YOUR OBJECTIVE — Single out the lines of the material that contain "React" and copy them.

SUPPLIED DATA —
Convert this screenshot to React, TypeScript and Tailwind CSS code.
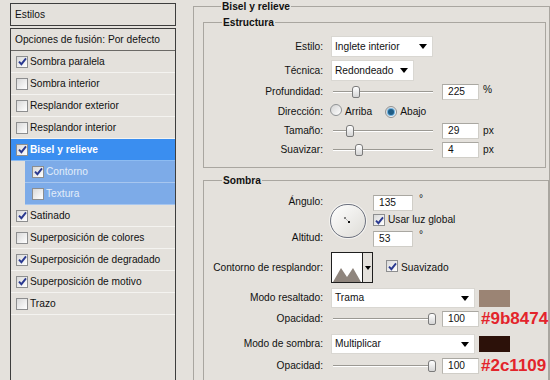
import React from "react";

const LIST = [
  { label: "Sombra paralela", on: true },
  { label: "Sombra interior", on: false },
  { label: "Resplandor exterior", on: false },
  { label: "Resplandor interior", on: false },
  { label: "Bisel y relieve", on: true, active: true },
  { label: "Contorno", on: true, sub: true },
  { label: "Textura", on: false, sub: true },
  { label: "Satinado", on: true },
  { label: "Superposición de colores", on: false },
  { label: "Superposición de degradado", on: true },
  { label: "Superposición de motivo", on: true },
  { label: "Trazo", on: false },
];

function Check({ on }: { on: boolean }) {
  return (
    <span className="inline-flex w-[12px] h-[12px] shrink-0 items-center justify-center border border-[#8d8e8f] bg-gradient-to-br from-[#d9d9d9] to-white">
      {on && (
        <svg width="9" height="9" viewBox="0 0 9 9">
          <path d="M1 4.6 L3.4 7.2 L8 1.4" stroke="#2a3990" strokeWidth="1.9" fill="none" />
        </svg>
      )}
    </span>
  );
}

function Radio({ on }: { on: boolean }) {
  return (
    <span className="inline-flex w-[12px] h-[12px] shrink-0 items-center justify-center rounded-full border border-[#8f9294] bg-gradient-to-br from-[#d4d4d4] to-white">
      {on && <span className="w-[6px] h-[6px] rounded-full bg-[#1f5d86] ring-1 ring-[#6fb1df]" />}
    </span>
  );
}

function Select({ text, w }: { text: string; w: string }) {
  return (
    <div className={`${w} flex items-center justify-between bg-white border border-[#d9d7d2] pl-[3px] pr-[5px] h-full`}>
      <span>{text}</span>
      <span className="w-0 h-0 border-l-[4px] border-r-[4px] border-t-[5px] border-l-transparent border-r-transparent border-t-black" />
    </div>
  );
}

function Field({ value, w = "w-[37px]" }: { value: string; w?: string }) {
  return (
    <div className={`${w} h-[16px] bg-white border border-[#d0cec8] border-t-[#a9a7a1] border-l-[#b5b3ad] pl-[5px] leading-[14px]`}>
      {value}
    </div>
  );
}

function Slider({ pos }: { pos: number }) {
  return (
    <div className="relative w-[103px] h-[14px] flex items-center">
      <div className="ml-[2px] w-[100px] h-[2px] border-t border-b border-t-[#9b9993] border-b-white" />
      <div
        className="absolute top-[1px] w-[8px] h-[12px] rounded-t-[3px] rounded-b-[2px] border border-[#7b7b7b] bg-gradient-to-b from-white to-[#d5d5d5]"
        style={{ left: pos }}
      />
    </div>
  );
}

function Label({ children }: { children: React.ReactNode }) {
  return <div className="w-[119px] text-right shrink-0">{children}</div>;
}

export default function App() {
  return (
    <div className="w-[550px] h-[380px] overflow-hidden bg-[#e4e1dc] flex font-['Liberation_Sans',Arial,sans-serif] text-[10.2px] text-[#111]">
      {/* left list */}
      <div className="ml-[10px] mt-[3px] w-[166px] flex flex-col shrink-0">
        <div className="h-[23px] shrink-0 border border-[#3d3d3d] flex items-center pl-[4px]">Estilos</div>
        <div className="mt-[2px] h-[400px] shrink-0 border border-[#3d3d3d]">
          <div className="h-[22px] border-b border-[#6b6966] flex items-center pl-[4px]">Opciones de fusión: Por defecto</div>
          {LIST.map((it) =>
            it.sub ? (
              <div key={it.label} className="h-[22px] pl-[14px]">
                <div className="h-full bg-[#7dabe8] border-b border-[#a7c6ef] flex items-center gap-[2px] pl-[7px] text-[#e2edfa]">
                  <Check on={it.on} />
                  <span>{it.label}</span>
                </div>
              </div>
            ) : (
              <div
                key={it.label}
                className={`h-[22px] flex items-center gap-[2px] pl-[5px] border-b ${
                  it.active ? "bg-[#3a8ef0] border-[#8dbcf2] text-white font-bold" : "border-[#f4f3f0]"
                }`}
              >
                <Check on={it.on} />
                <span>{it.label}</span>
              </div>
            )
          )}
        </div>
      </div>

      {/* right settings */}
      <fieldset className="ml-[17px] w-[356px] h-[420px] border border-[#a9a6a0] pl-[9px] shrink-0">
        <legend className="ml-[18px] px-[1px] font-bold leading-[13px]">Bisel y relieve</legend>

        <fieldset className="mt-[3px] w-[343px] border border-[#a9a6a0] pt-[7px] pb-[9px]">
          <legend className="ml-[18px] px-[1px] font-bold leading-[13px]">Estructura</legend>
          <div className="flex items-center h-[21px]">
            <Label>Estilo:</Label>
            <div className="ml-[8px] h-full">
              <Select text="Inglete interior" w="w-[102px]" />
            </div>
          </div>
          <div className="flex items-center h-[21px] mt-[3px]">
            <Label>Técnica:</Label>
            <div className="ml-[8px] h-full">
              <Select text="Redondeado" w="w-[83px]" />
            </div>
          </div>
          <div className="flex items-center h-[16px] mt-[3px]">
            <Label>Profundidad:</Label>
            <div className="ml-[8px]"><Slider pos={21} /></div>
            <div className="ml-[8px]"><Field value="225" /></div>
            <span className="ml-[4px] self-start leading-[12px]">%</span>
          </div>
          <div className="flex items-center h-[16px] mt-[4px]">
            <Label>Dirección:</Label>
            <div className="ml-[7px]"><Radio on={false} /></div>
            <span className="ml-[3px]">Arriba</span>
            <div className="ml-[13px]"><Radio on={true} /></div>
            <span className="ml-[3px]">Abajo</span>
          </div>
          <div className="flex items-center h-[16px] mt-[3px]">
            <Label>Tamaño:</Label>
            <div className="ml-[8px]"><Slider pos={15} /></div>
            <div className="ml-[8px]"><Field value="29" /></div>
            <span className="ml-[4px]">px</span>
          </div>
          <div className="flex items-center h-[16px] mt-[3px]">
            <Label>Suavizar:</Label>
            <div className="ml-[8px]"><Slider pos={24} /></div>
            <div className="ml-[8px]"><Field value="4" /></div>
            <span className="ml-[4px]">px</span>
          </div>
        </fieldset>

        <fieldset className="mt-[6px] w-[343px] h-[260px] border border-[#a9a6a0] pt-[8px]">
          <legend className="ml-[18px] px-[1px] font-bold leading-[13px]">Sombra</legend>

          <div className="flex h-[51px]">
            <div className="w-[119px] flex flex-col justify-between text-right shrink-0">
              <div className="leading-[14px]">Ángulo:</div>
              <div className="leading-[16px]">Altitud:</div>
            </div>
            <div className="ml-[7px] self-center w-[36px] h-[34px] rounded-full border-[1.5px] border-[#6d7280] bg-gradient-to-br from-white to-[#dedcd7] shadow-[0_0_0_1px_#f4f3f0] flex items-center justify-center">
              <svg width="20" height="20" viewBox="0 0 20 20">
                <path d="M6 7 L8 7 M7 6 L7 8" stroke="#444" strokeWidth="0.8" />
                <path d="M8 8 L10 10" stroke="#777" strokeWidth="0.8" strokeDasharray="1 1" />
                <rect x="10" y="10" width="2" height="2" fill="#111" />
              </svg>
            </div>
            <div className="ml-[7px] flex flex-col">
              <div className="flex">
                <Field value="135" w="w-[40px]" />
                <span className="ml-[6px] leading-[8px]">°</span>
              </div>
              <div className="mt-[2px] h-[14px] flex items-center gap-[3px]">
                <Check on={true} />
                <span>Usar luz global</span>
              </div>
              <div className="mt-[4px] flex">
                <Field value="53" w="w-[40px]" />
                <span className="ml-[6px] leading-[8px]">°</span>
              </div>
            </div>
          </div>

          <div className="flex items-center h-[31px] mt-[6px]">
            <Label>Contorno de resplandor:</Label>
            <div className="ml-[8px] h-full w-[42px] border border-[#1e1e1e] flex">
              <div className="w-[30px] h-full bg-white flex items-end">
                <svg width="30" height="29" viewBox="0 0 30 29">
                  <path d="M1 29 L9 15 L15 24 L21 15 L29 29 Z" fill="#8f857d" />
                </svg>
              </div>
              <div className="flex-1 border-l border-[#1e1e1e] flex items-center justify-center">
                <span className="w-0 h-0 border-l-[3px] border-r-[3px] border-t-[4px] border-l-transparent border-r-transparent border-t-black" />
              </div>
            </div>
            <div className="ml-[13px]"><Check on={true} /></div>
            <span className="ml-[3px]">Suavizado</span>
          </div>

          <div className="flex items-center h-[20px] mt-[5px]">
            <Label>Modo resaltado:</Label>
            <div className="ml-[8px] h-full">
              <Select text="Trama" w="w-[144px]" />
            </div>
            <div className="ml-[4px] w-[31px] h-[17px] bg-[#9b8474]" />
          </div>
          <div className="flex items-center h-[15px] mt-[3px]">
            <Label>Opacidad:</Label>
            <div className="ml-[8px]"><Slider pos={97} /></div>
            <div className="ml-[8px]"><Field value="100" /></div>
            <span className="ml-[2px] text-[17px] font-bold leading-none text-[#e3242b]">#9b8474</span>
          </div>

          <div className="flex items-center h-[20px] mt-[8px]">
            <Label>Modo de sombra:</Label>
            <div className="ml-[8px] h-full">
              <Select text="Multiplicar" w="w-[144px]" />
            </div>
            <div className="ml-[4px] w-[31px] h-[16px] bg-[#2c1109]" />
          </div>
          <div className="flex items-center h-[15px] mt-[4px]">
            <Label>Opacidad:</Label>
            <div className="ml-[8px]"><Slider pos={97} /></div>
            <div className="ml-[8px]"><Field value="100" /></div>
            <span className="ml-[2px] text-[17px] font-bold leading-none text-[#e3242b]">#2c1109</span>
          </div>
        </fieldset>
      </fieldset>
    </div>
  );
}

WRITTEN RESPONSE —
Convert this screenshot to React, TypeScript and Tailwind CSS code.
import React from "react";
function Label({ children }: { children: React.ReactNode }) {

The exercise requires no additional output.